The flower image has returned throughout, partly for its ‘abstract voice’. ~ Connie Fox
Then, something, not a jungle, begins beguilement in the garden. (from Poem) ~ Robert Dash
Wainscott, NY – Tripoli Gallery is excited to announce Connie & Bob, an exhibition that looks at the artwork and friendship between artists Robert Dash and Connie Fox, specifically how they painted flowers. On view at 26 Ardsley Rd., Wainscott, NY, the exhibition will open with a reception on Saturday, August 6, from 6-8pm, and remain on view until September 5, 2022.
Connie Fox and Robert Dash met while at the University of New Mexico in the 1950s, among a vibrant group of artists and writers. They parted ways and later reconvened on the East End of Long Island. Bob bought a home in Sagaponack in 1967 where he painted, wrote and gardened. It was there that he founded the New York State recognized Madoo Conservancy and had esteemed visitors such as John Ashbery, Fairfield Porter, Willem de Kooning, and Jimmy Schuyler to name a few. Connie bought a house in East Hampton 12 years later, after the prompting of Elaine de Kooning, another longtime friend she met in New Mexico. It was Elaine who assured her that she, “…could turn the whole house into her studio.”
Bob and Connie share an affinity in their approach to the canvas, each returning to nature as a recurring, even if disparate, focal point. In the selected work on view at Tripoli Gallery, Connie Fox utilized the form of the flower —petals, stem, and pistil—as a literal stand-in or metaphor for the human body, often painting or collaging a face at the center. Before delving deeply into the non-objective force behind abstraction, Fox found abstract elements in natural, organic shapes, while Dash was fascinated with painting flowers and growing them in his gardens. In his paintings of flowers, he stays away from creating any kind of immediately recognizable portraiture, rather creates space for discovery of the self. In contrast, Fox’s The Flower as Sarah Bernhardt, 1965, the artist interweaves the famed actress’ face into the center of a flower, almost giving the subject super “natural” powers. The large black petals, expansive within the frame of the canvas, stretch from edge to edge. The face of her subject, rotund, moon-like even, fills the center of the flower glowing—a focal point of the composition. Similarly, in this instance, Dash’s Untitled 2002-2003, oil on paper, resonates with Fox’s work and plays with scale and schema. Placing a black flower in the center of the surface, its petals are outstretched as if asking for a hug. Rather than use a fully monochromatic palette, his painting features bright orange line work to define the petals.

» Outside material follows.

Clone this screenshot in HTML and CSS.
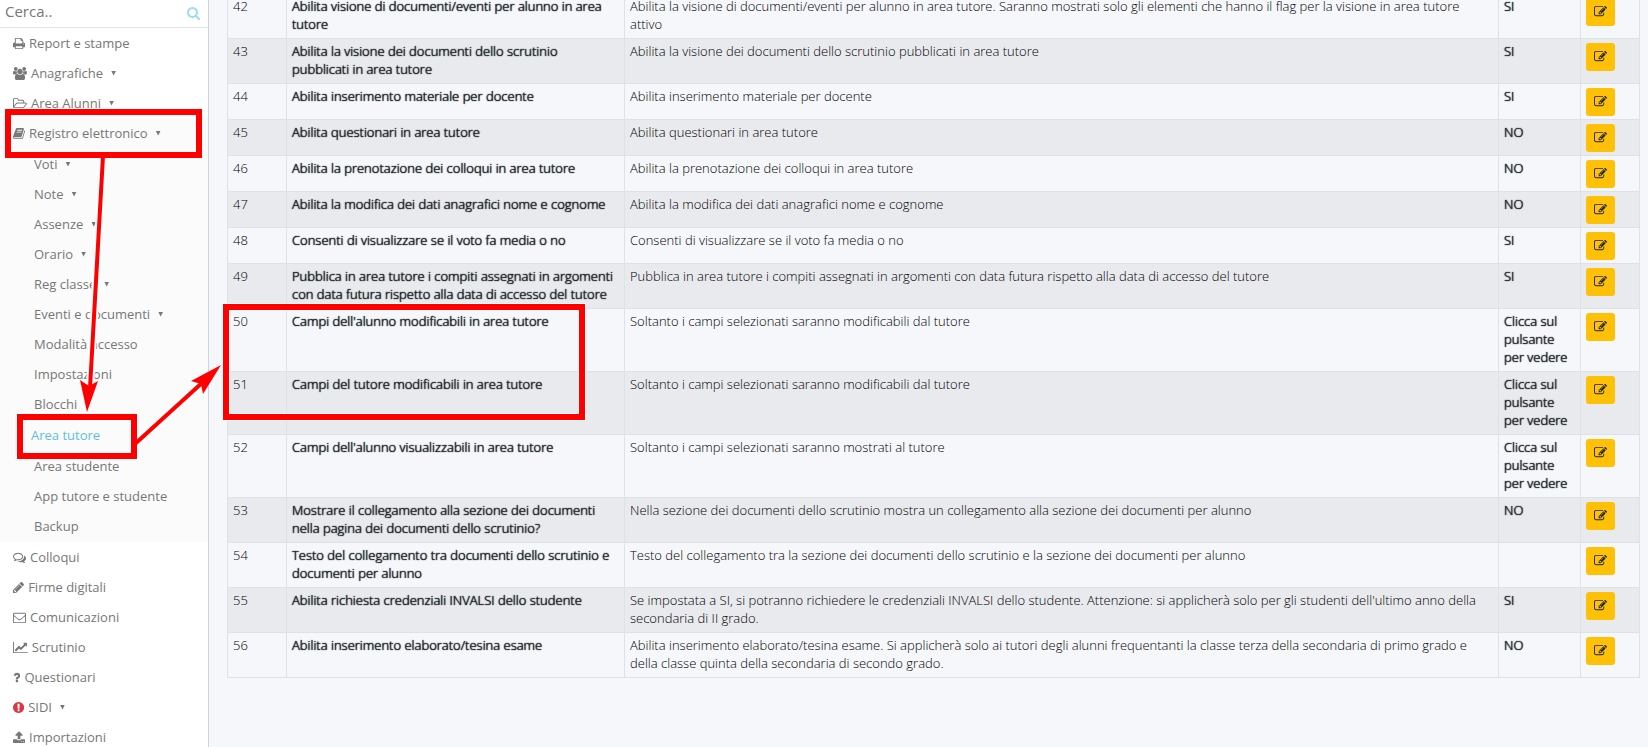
FILE: index.html
```
<!DOCTYPE html>
<html lang="it">
<head>
    <meta charset="UTF-8">
    <meta name="viewport" content="width=device-width, initial-scale=1.0">
    <title>Registro elettronico - Area tutore</title>
    <link rel="stylesheet" href="styles.css">
</head>
<body>
    <svg class="sprite" aria-hidden="true">
        <symbol id="edit" viewBox="0 0 1792 1792"><path d="M888 1184l116-116-152-152-116 116v56h96v96h56zm440-720q-16-16-33 1l-350 350q-17 17-1 33t33-1l350-350q17-17 1-33zm80 594v190q0 119-84.5 203.5t-203.5 84.5h-832q-119 0-203.5-84.5t-84.5-203.5v-832q0-119 84.5-203.5t203.5-84.5h832q63 0 117 25 15 7 18 23 3 17-9 29l-49 49q-14 14-32 8-23-6-45-6h-832q-66 0-113 47t-47 113v832q0 66 47 113t113 47h832q66 0 113-47t47-113v-126q0-13 9-22l64-64q15-15 35-7t20 29zm-96-738l288 288-672 672h-288v-288zm444 132l-92 92-288-288 92-92q28-28 68-28t68 28l152 152q28 28 28 68t-28 68z"/></symbol>
    </svg>

    <div class="layout">
        <!-- Sidebar -->
        <aside class="sidebar">
            <form class="search">
                <input type="text" placeholder="Cerca.." aria-label="Cerca">
                <button type="submit" aria-label="Avvia ricerca">
                    <svg viewBox="64 128 1664 1664"><path d="M1216 832q0-185-131.5-316.5t-316.5-131.5-316.5 131.5-131.5 316.5 131.5 316.5 316.5 131.5 316.5-131.5 131.5-316.5zm512 832q0 52-38 90t-90 38q-54 0-90-38l-343-342q-179 124-399 124-143 0-273.5-55.5t-225-150-150-225-55.5-273.5 55.5-273.5 150-225 225-150 273.5-55.5 273.5 55.5 225 150 150 225 55.5 273.5q0 220-124 399l343 343q37 37 37 90z"/></svg>
                </button>
            </form>
            <nav>
                <ul class="menu">
                    <li><a href="#"><svg class="icon" viewBox="64 0 1664 1792"><path d="M448 1536h896v-256h-896v256zm0-640h896v-384h-160q-40 0-68-28t-28-68v-160h-640v640zm1152 64q0-26-19-45t-45-19-45 19-19 45 19 45 45 19 45-19 19-45zm128 0v416q0 13-9.5 22.5t-22.5 9.5h-224v160q0 40-28 68t-68 28h-960q-40 0-68-28t-28-68v-160h-224q-13 0-22.5-9.5t-9.5-22.5v-416q0-79 56.5-135.5t135.5-56.5h64v-544q0-40 28-68t68-28h672q40 0 88 20t76 48l152 152q28 28 48 76t20 88v256h64q79 0 135.5 56.5t56.5 135.5z"/></svg>Report e stampe</a></li>
                    <li><a href="#" class="has-sub"><svg class="icon" viewBox="0 0 1920 1792"><path d="M593 896q-162 5-265 128h-134q-82 0-138-40.5t-56-118.5q0-353 124-353 6 0 43.5 21t97.5 42.5 119 21.5q67 0 133-23-5 37-5 66 0 139 81 256zm1071 637q0 120-73 189.5t-194 69.5h-874q-121 0-194-69.5t-73-189.5q0-53 3.5-103.5t14-109 26.5-108.5 43-97.5 62-81 85.5-53.5 111.5-20q10 0 43 21.5t73 48 107 48 135 21.5 135-21.5 107-48 73-48 43-21.5q61 0 111.5 20t85.5 53.5 62 81 43 97.5 26.5 108.5 14 109 3.5 103.5zm-1024-1277q0 106-75 181t-181 75-181-75-75-181 75-181 181-75 181 75 75 181zm704 384q0 159-112.5 271.5t-271.5 112.5-271.5-112.5-112.5-271.5 112.5-271.5 271.5-112.5 271.5 112.5 112.5 271.5zm576 225q0 78-56 118.5t-138 40.5h-134q-103-123-265-128 81-117 81-256 0-29-5-66 66 23 133 23 59 0 119-21.5t97.5-42.5 43.5-21q124 0 124 353zm-128-609q0 106-75 181t-181 75-181-75-75-181 75-181 181-75 181 75 75 181z"/></svg>Anagrafiche</a></li>
                    <li><a href="#" class="has-sub"><svg class="icon" viewBox="64 0 1920 1792"><path d="M1845 931q0-35-53-35h-1088q-40 0-85.5 21.5t-71.5 52.5l-294 363q-18 24-18 40 0 35 53 35h1088q40 0 86-22t71-53l294-363q18-22 18-39zm-1141-163h768v-160q0-40-28-68t-68-28h-576q-40 0-68-28t-28-68v-64q0-40-28-68t-68-28h-320q-40 0-68 28t-28 68v853l256-315q44-53 116-87.5t140-34.5zm1269 163q0 62-46 120l-295 363q-43 53-116 87.5t-140 34.5h-1088q-92 0-158-66t-66-158v-960q0-92 66-158t158-66h320q92 0 158 66t66 158v32h544q92 0 158 66t66 158v160h192q54 0 99 24.5t67 70.5q15 32 15 68z"/></svg>Area Alunni</a></li>
                    <li class="open">
                        <a href="#" class="has-sub"><svg class="icon" viewBox="64 0 1664 1792"><path d="M1703 478q40 57 18 129l-275 906q-19 64-76.5 107.5t-122.5 43.5h-923q-77 0-148.5-53.5t-99.5-131.5q-24-67-2-127 0-4 3-27t4-37q1-8-3-21.5t-3-19.5q2-11 8-21t16.5-23.5 16.5-23.5q23-38 45-91.5t30-91.5q3-10 .5-30t-.5-28q3-11 17-28t17-23q21-36 42-92t25-90q1-9-2.5-32t.5-28q4-13 22-30.5t22-22.5q19-26 42.5-84.5t27.5-96.5q1-8-3-25.5t-2-26.5q2-8 9-18t18-23 17-21q8-12 16.5-30.5t15-35 16-36 19.5-32 26.5-23.5 36-11.5 47.5 5.5l-1 3q38-9 51-9h761q74 0 114 56t18 130l-274 906q-36 119-71.5 153.5t-128.5 34.5h-869q-27 0-38 15-11 16-1 43 24 70 144 70h923q29 0 56-15.5t35-41.5l300-987q7-22 5-57 38 15 59 43zm-1064 2q-4 13 2 22.5t20 9.5h608q13 0 25.5-9.5t16.5-22.5l21-64q4-13-2-22.5t-20-9.5h-608q-13 0-25.5 9.5t-16.5 22.5zm-83 256q-4 13 2 22.5t20 9.5h608q13 0 25.5-9.5t16.5-22.5l21-64q4-13-2-22.5t-20-9.5h-608q-13 0-25.5 9.5t-16.5 22.5z"/></svg>Registro elettronico</a>
                        <ul class="submenu">
                            <li><a href="#" class="has-sub">Voti</a></li>
                            <li><a href="#" class="has-sub">Note</a></li>
                            <li><a href="#" class="has-sub">Assenze</a></li>
                            <li><a href="#" class="has-sub">Orario</a></li>
                            <li><a href="#" class="has-sub">Reg classe</a></li>
                            <li><a href="#" class="has-sub">Eventi e documenti</a></li>
                            <li><a href="#">Modalità accesso</a></li>
                            <li><a href="#">Impostazioni</a></li>
                            <li><a href="#">Blocchi</a></li>
                            <li><a href="#" class="active">Area tutore</a></li>
                            <li><a href="#">Area studente</a></li>
                            <li><a href="#">App tutore e studente</a></li>
                            <li><a href="#">Backup</a></li>
                        </ul>
                    </li>
                    <li><a href="#"><svg class="icon" viewBox="0 0 1792 1792"><path d="M704 384q-153 0-286 52t-211.5 141-78.5 191q0 82 53 158t149 132l97 56-35 84q34-20 62-39l44-31 53 10q78 14 153 14 153 0 286-52t211.5-141 78.5-191-78.5-191-211.5-141-286-52zm0-128q191 0 353.5 68.5t256.5 186.5 94 257-94 257-256.5 186.5-353.5 68.5q-86 0-176-16-124 88-278 128-36 9-86 16h-3q-11 0-20.5-8t-11.5-21q-1-3-1-6.5t.5-6.5 2-6l2.5-5 3.5-5.5 4-5 4.5-5 4-4.5q5-6 23-25t26-29.5 22.5-29 25-38.5 20.5-44q-124-72-195-177t-71-224q0-139 94-257t256.5-186.5 353.5-68.5zm822 1169q10 24 20.5 44t25 38.5 22.5 29 26 29.5 23 25q1 1 4 4.5t4.5 5 4 5 3.5 5.5l2.5 5 2 6 .5 6.5-1 6.5q-3 14-13 22t-22 7q-50-7-86-16-154-40-278-128-90 16-176 16-271 0-472-132 58 4 88 4 161 0 309-45t264-129q125-92 192-212t67-254q0-77-23-152 129 71 204 178t75 230q0 120-71 224.5t-195 176.5z"/></svg>Colloqui</a></li>
                    <li><a href="#"><svg class="icon" viewBox="128 0 1536 1792"><path d="M491 1536l91-91-235-235-91 91v107h128v128h107zm523-928q0-22-22-22-10 0-17 7l-542 542q-7 7-7 17 0 22 22 22 10 0 17-7l542-542q7-7 7-17zm-54-192l416 416-832 832h-416v-416zm683 96q0 53-37 90l-166 166-416-416 166-165q36-38 90-38 53 0 91 38l235 234q37 39 37 91z"/></svg>Firme digitali</a></li>
                    <li><a href="#"><svg class="icon" viewBox="0 0 1792 1792"><path d="M1664 1504v-768q-32 36-69 66-268 206-426 338-51 43-83 67t-86.5 48.5-102.5 24.5h-2q-48 0-102.5-24.5t-86.5-48.5-83-67q-158-132-426-338-37-30-69-66v768q0 13 9.5 22.5t22.5 9.5h1472q13 0 22.5-9.5t9.5-22.5zm0-1051v-24.5l-.5-13-3-12.5-5.5-9-9-7.5-14-2.5h-1472q-13 0-22.5 9.5t-9.5 22.5q0 168 147 284 193 152 401 317 6 5 35 29.5t46 37.5 44.5 31.5 50.5 27.5 43 9h2q20 0 43-9t50.5-27.5 44.5-31.5 46-37.5 35-29.5q208-165 401-317 54-43 100.5-115.5t46.5-131.5zm128-37v1088q0 66-47 113t-113 47h-1472q-66 0-113-47t-47-113v-1088q0-66 47-113t113-47h1472q66 0 113 47t47 113z"/></svg>Comunicazioni</a></li>
                    <li><a href="#"><svg class="icon" viewBox="0 0 2048 1792"><path d="M2048 1536v128h-2048v-1536h128v1408h1920zm-128-1248v435q0 21-19.5 29.5t-35.5-7.5l-121-121-633 633q-10 10-23 10t-23-10l-233-233-416 416-192-192 585-585q10-10 23-10t23 10l233 233 464-464-121-121q-16-16-7.5-35.5t29.5-19.5h435q14 0 23 9t9 23z"/></svg>Scrutinio</a></li>
                    <li><a href="#"><svg class="icon" viewBox="384 0 1024 1792"><path d="M1088 1256v240q0 16-12 28t-28 12h-240q-16 0-28-12t-12-28v-240q0-16 12-28t28-12h240q16 0 28 12t12 28zm316-600q0 54-15.5 101t-35 76.5-55 59.5-57.5 43.5-61 35.5q-41 23-68.5 65t-27.5 67q0 17-12 32.5t-28 15.5h-240q-15 0-25.5-18.5t-10.5-37.5v-45q0-83 65-156.5t143-108.5q59-27 84-56t25-76q0-42-46.5-74t-107.5-32q-65 0-108 29-35 25-107 115-13 16-31 16-12 0-25-8l-164-125q-13-10-15.5-25t5.5-28q160-266 464-266 80 0 161 31t146 83 106 127.5 41 158.5z"/></svg>Questionari</a></li>
                    <li><a href="#" class="has-sub"><svg class="icon alert" viewBox="128 0 1536 1792"><path d="M896 128q209 0 385.5 103t279.5 279.5 103 385.5-103 385.5-279.5 279.5-385.5 103-385.5-103-279.5-279.5-103-385.5 103-385.5 279.5-279.5 385.5-103zm128 1247v-190q0-14-9-23.5t-22-9.5h-192q-13 0-23 10t-10 23v190q0 13 10 23t23 10h192q13 0 22-9.5t9-23.5zm-2-344l18-621q0-12-10-18-10-8-24-8h-220q-14 0-24 8-10 6-10 18l17 621q0 10 10 17.5t24 7.5h185q14 0 23.5-7.5t10.5-17.5z"/></svg>SIDI</a></li>
                    <li><a href="#"><svg class="icon" viewBox="64 0 1664 1792"><path d="M1344 1472q0-26-19-45t-45-19-45 19-19 45 19 45 45 19 45-19 19-45zm256 0q0-26-19-45t-45-19-45 19-19 45 19 45 45 19 45-19 19-45zm128-224v320q0 40-28 68t-68 28h-1472q-40 0-68-28t-28-68v-320q0-40 28-68t68-28h427q21 56 70.5 92t110.5 36h256q61 0 110.5-36t70.5-92h427q40 0 68 28t28 68zm-325-648q-17 40-59 40h-256v448q0 26-19 45t-45 19h-256q-26 0-45-19t-19-45v-448h-256q-42 0-59-40-17-39 14-69l448-448q18-19 45-19t45 19l448 448q31 30 14 69z"/></svg>Importazioni</a></li>
                </ul>
            </nav>
        </aside>

        <!-- Settings table -->
        <main>
            <table>
                <colgroup>
                    <col class="col-num">
                    <col class="col-name">
                    <col>
                    <col class="col-value">
                    <col class="col-edit">
                </colgroup>
                <tbody>
                    <tr>
                        <td>42</td>
                        <th scope="row">Abilita visione di documenti/eventi per alunno in area tutore</th>
                        <td>Abilita la visione di documenti/eventi per alunno in area tutore. Saranno mostrati solo gli elementi che hanno il flag per la visione in area tutore attivo</td>
                        <td class="value">SI</td>
                        <td class="edit"><button type="button" aria-label="Modifica 42"><svg><use href="#edit"/></svg></button></td>
                    </tr>
                    <tr>
                        <td>43</td>
                        <th scope="row">Abilita la visione dei documenti dello scrutinio pubblicati in area tutore</th>
                        <td>Abilita la visione dei documenti dello scrutinio pubblicati in area tutore</td>
                        <td class="value">SI</td>
                        <td class="edit"><button type="button" aria-label="Modifica 43"><svg><use href="#edit"/></svg></button></td>
                    </tr>
                    <tr>
                        <td>44</td>
                        <th scope="row">Abilita inserimento materiale per docente</th>
                        <td>Abilita inserimento materiale per docente</td>
                        <td class="value">SI</td>
                        <td class="edit"><button type="button" aria-label="Modifica 44"><svg><use href="#edit"/></svg></button></td>
                    </tr>
                    <tr>
                        <td>45</td>
                        <th scope="row">Abilita questionari in area tutore</th>
                        <td>Abilita questionari in area tutore</td>
                        <td class="value">NO</td>
                        <td class="edit"><button type="button" aria-label="Modifica 45"><svg><use href="#edit"/></svg></button></td>
                    </tr>
                    <tr>
                        <td>46</td>
                        <th scope="row">Abilita la prenotazione dei colloqui in area tutore</th>
                        <td>Abilita la prenotazione dei colloqui in area tutore</td>
                        <td class="value">NO</td>
                        <td class="edit"><button type="button" aria-label="Modifica 46"><svg><use href="#edit"/></svg></button></td>
                    </tr>
                    <tr>
                        <td>47</td>
                        <th scope="row">Abilita la modifica dei dati anagrafici nome e cognome</th>
                        <td>Abilita la modifica dei dati anagrafici nome e cognome</td>
                        <td class="value">NO</td>
                        <td class="edit"><button type="button" aria-label="Modifica 47"><svg><use href="#edit"/></svg></button></td>
                    </tr>
                    <tr>
                        <td>48</td>
                        <th scope="row">Consenti di visualizzare se il voto fa media o no</th>
                        <td>Consenti di visualizzare se il voto fa media o no</td>
                        <td class="value">SI</td>
                        <td class="edit"><button type="button" aria-label="Modifica 48"><svg><use href="#edit"/></svg></button></td>
                    </tr>
                    <tr>
                        <td>49</td>
                        <th scope="row">Pubblica in area tutore i compiti assegnati in argomenti con data futura rispetto alla data di accesso del tutore</th>
                        <td>Pubblica in area tutore i compiti assegnati in argomenti con data futura rispetto alla data di accesso del tutore</td>
                        <td class="value">SI</td>
                        <td class="edit"><button type="button" aria-label="Modifica 49"><svg><use href="#edit"/></svg></button></td>
                    </tr>
                    <tr>
                        <td>50</td>
                        <th scope="row">Campi dell'alunno modificabili in area tutore</th>
                        <td>Soltanto i campi selezionati saranno modificabili dal tutore</td>
                        <td class="value">Clicca sul pulsante per vedere</td>
                        <td class="edit"><button type="button" aria-label="Modifica 50"><svg><use href="#edit"/></svg></button></td>
                    </tr>
                    <tr>
                        <td>51</td>
                        <th scope="row">Campi del tutore modificabili in area tutore</th>
                        <td>Soltanto i campi selezionati saranno modificabili dal tutore</td>
                        <td class="value">Clicca sul pulsante per vedere</td>
                        <td class="edit"><button type="button" aria-label="Modifica 51"><svg><use href="#edit"/></svg></button></td>
                    </tr>
                    <tr>
                        <td>52</td>
                        <th scope="row">Campi dell'alunno visualizzabili in area tutore</th>
                        <td>Soltanto i campi selezionati saranno mostrati al tutore</td>
                        <td class="value">Clicca sul pulsante per vedere</td>
                        <td class="edit"><button type="button" aria-label="Modifica 52"><svg><use href="#edit"/></svg></button></td>
                    </tr>
                    <tr>
                        <td>53</td>
                        <th scope="row">Mostrare il collegamento alla sezione dei documenti nella pagina dei documenti dello scrutinio?</th>
                        <td>Nella sezione dei documenti dello scrutinio mostra un collegamento alla sezione dei documenti per alunno</td>
                        <td class="value">NO</td>
                        <td class="edit"><button type="button" aria-label="Modifica 53"><svg><use href="#edit"/></svg></button></td>
                    </tr>
                    <tr>
                        <td>54</td>
                        <th scope="row">Testo del collegamento tra documenti dello scrutinio e documenti per alunno</th>
                        <td>Testo del collegamento tra la sezione dei documenti dello scrutinio e la sezione dei documenti per alunno</td>
                        <td class="value"></td>
                        <td class="edit"><button type="button" aria-label="Modifica 54"><svg><use href="#edit"/></svg></button></td>
                    </tr>
                    <tr>
                        <td>55</td>
                        <th scope="row">Abilita richiesta credenziali INVALSI dello studente</th>
                        <td>Se impostata a SI, si potranno richiedere le credenziali INVALSI dello studente. Attenzione: si applicherà solo per gli studenti dell'ultimo anno della secondaria di II grado.</td>
                        <td class="value">SI</td>
                        <td class="edit"><button type="button" aria-label="Modifica 55"><svg><use href="#edit"/></svg></button></td>
                    </tr>
                    <tr>
                        <td>56</td>
                        <th scope="row">Abilita inserimento elaborato/tesina esame</th>
                        <td>Abilita inserimento elaborato/tesina esame. Si applicherà solo ai tutori degli alunni frequentanti la classe terza della secondaria di primo grado e della classe quinta della secondaria di secondo grado.</td>
                        <td class="value">NO</td>
                        <td class="edit"><button type="button" aria-label="Modifica 56"><svg><use href="#edit"/></svg></button></td>
                    </tr>
                </tbody>
            </table>
        </main>
    </div>

    <!-- Highlight boxes and arrows over the page -->
    <svg class="guide" viewBox="0 0 600 470" aria-hidden="true">
        <g class="halo">
            <rect x="8" y="112" width="191" height="43"/>
            <rect x="20" y="417" width="114" height="39"/>
            <rect x="226" y="307" width="356" height="110"/>
            <path d="M103 156L90 388M136 443L203 382"/>
        </g>
        <g class="box">
            <rect x="8" y="112" width="191" height="43"/>
            <rect x="20" y="417" width="114" height="39"/>
            <rect x="226" y="307" width="356" height="110"/>
        </g>
        <path class="line" d="M103 156L90 388M136 443L203 382"/>
        <path class="head" d="M87 412L80 380L89 386L98 381ZM221 365L191 381L201 384L203 394Z"/>
    </svg>
</body>
</html>
```

FILE: styles.css
```
:root {
    --bg-color: #f5f7fb;
    --text-color: #212529;
    --cell-color: #000;
    --menu-color: #777;
    --accent-color: #5bc0de;
    --border-color: #dee2e6;
    --mark-color: #ff0000;
}

* {
    margin: 0;
    padding: 0;
    box-sizing: border-box;
}

body {
    font-family: 'Open Sans', 'Noto Sans', sans-serif;
    font-size: 13px;
    line-height: 18px;
    color: var(--text-color);
    background: var(--bg-color);
}

.sprite {
    display: none;
}

.layout {
    display: flex;
    height: 100vh;
    overflow: hidden;
}

/* Sidebar */
.sidebar {
    flex: 0 0 209px;
    background: #fff;
    border-right: 1px solid #ced4da;
    overflow: hidden;
}

.search {
    display: flex;
    align-items: center;
    height: 28px;
    padding: 0 8px 5px 5px;
    border-bottom: 1px solid #dee5e7;
}

.search input {
    flex: 1;
    min-width: 0;
    border: none;
    outline: none;
    font: inherit;
    font-size: 15px;
    color: var(--menu-color);
}

.search input::placeholder {
    color: var(--menu-color);
}

.search button {
    display: flex;
    padding-top: 4px;
    border: none;
    background: none;
    cursor: pointer;
}

.search svg {
    width: 13px;
    height: 13px;
    fill: #9fdcee;
}

.menu,
.submenu {
    list-style: none;
}

.menu a {
    display: flex;
    align-items: center;
    height: 30px;
    padding-left: 13px;
    color: var(--menu-color);
    text-decoration: none;
}

.icon {
    height: 13px;
    margin-right: 4px;
    fill: currentColor;
}

.icon.alert {
    fill: #dc3545;
}

.has-sub::after {
    content: '';
    width: 5px;
    height: 5px;
    margin-left: 8px;
    background: var(--menu-color);
    clip-path: polygon(0 0, 100% 0, 50% 100%);
}

.open {
    padding-bottom: 1px;
    background: #fbfbfb;
}

.submenu {
    padding-top: 1px;
}

.menu .submenu a {
    padding-left: 34px;
}

.menu .submenu .active {
    height: 32px;
    padding-left: 31px;
    color: var(--accent-color);
}

/* Table */
main {
    flex: 1;
    min-width: 0;
    padding: 0 8px 0 18px;
}

table {
    width: 100%;
    margin-top: -7px;
    table-layout: fixed;
    border-collapse: collapse;
}

.col-num,
.col-edit {
    width: 59px;
}

.col-name {
    width: 338px;
}

.col-value {
    width: 82px;
}

td,
th {
    padding: 3px 5px 5px;
    border: 1px solid var(--border-color);
    text-align: left;
    vertical-align: top;
    font-weight: 300;
    color: var(--cell-color);
}

th {
    padding-right: 8px;
}

tr:nth-child(even) {
    background: #e9eaee;
}

/* bold look that keeps the width of the light face */
th,
.value {
    color: var(--text-color);
    text-shadow: 0 0 1px var(--text-color), 0 0 1px var(--text-color);
}

td.edit {
    padding: 4px 5px 3px;
}

.edit button {
    display: flex;
    align-items: center;
    height: 28px;
    padding: 0 8px 2px;
    border: none;
    border-radius: 3px;
    background: #ffc107;
    cursor: pointer;
}

.edit svg {
    width: 13px;
    height: 13px;
    fill: var(--text-color);
}

/* Guide overlay */
.guide {
    position: absolute;
    top: 0;
    left: 0;
    width: 600px;
    height: 470px;
    fill: none;
    pointer-events: none;
}

.halo {
    stroke: #fff;
    stroke-width: 8px;
    stroke-linecap: round;
}

.box {
    stroke: var(--mark-color);
    stroke-width: 6px;
}

.line {
    stroke: var(--mark-color);
    stroke-width: 4px;
    stroke-linecap: round;
}

.head {
    fill: var(--mark-color);
}
```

Connie & Bob is a meaningful glance between two old friends. The paintings on view range from 1955 to 2003 and trace their relationship with art-making through the years. This also rings true when comparing the vertical composition of Connie Fox’s Self Portrait as a Flower, 1955 and Robert Dash’s Untitled, 1996. Fox playfully depicts herself in a dress composed of the body of an Iris, while in Dash’s piece, a flower emerges from the tip of a phallus, a visual translation of masculine virility. Fox’s floral portrait exudes femininity. In both, we see a familiar, very human, geometry, as these artists responded to the simplicity of blossoms through a language of form and color. While they approached flowers at different life stages, the roots, their roots, had already been planted. Connie, now 97 years old, still lives and works in East Hampton and will have a solo exhibition at Tripoli Gallery in 2024.
Robert Dash (b. 1931, Manhattan, NY, d. 2013, Sagaponack, NY) attended the University of New Mexico. A longtime Hamptons resident, Dash’s works have been exhibited in one-man exhibitions in Holland, England, and Germany as well as numerous major American art galleries. He also participated in many group exhibitions including the Museum of Modern Art, Yale University and the Fine Arts Gallery University of Missouri. His works are also featured in museum collections including the Modern Art Museum, Munich; Guggenheim Museum; Boston Museum of Fine Arts; Philadelphia Museum of Fine Arts; and the Corcoran Gallery.
Connie Fox (b. 1925, in Fowler, CO) received her BFA in 1947 from the University of Colorado, and then attended Art Center School in Los Angeles for a rigorous program of drawing, perspective, rendering, and composition. She received her MA at the University of New Mexico in 1952. Fox has taught at Carnegie-Mellon University in Pittsburgh, The School of the Art Institute of Chicago, Long Island University in Southampton, and the Vermont Studio Center, Johnson. She has exhibited her work in museums and galleries across the country, including the Parrish Art Museum, Water Mill, NY; the American Academy of Arts and Letters, NY; Weatherspoon Gallery at the University of North Carolina in Greensboro; the University of Florida, Gainesville, and others including solo exhibitions with Danese/Corey Gallery in New York, the Daura Gallery at the University of Lynchburg, and the Heckscher Museum of Art. Connie and Bob will mark the second exhibition Fox’s work has been included in at Tripoli Gallery.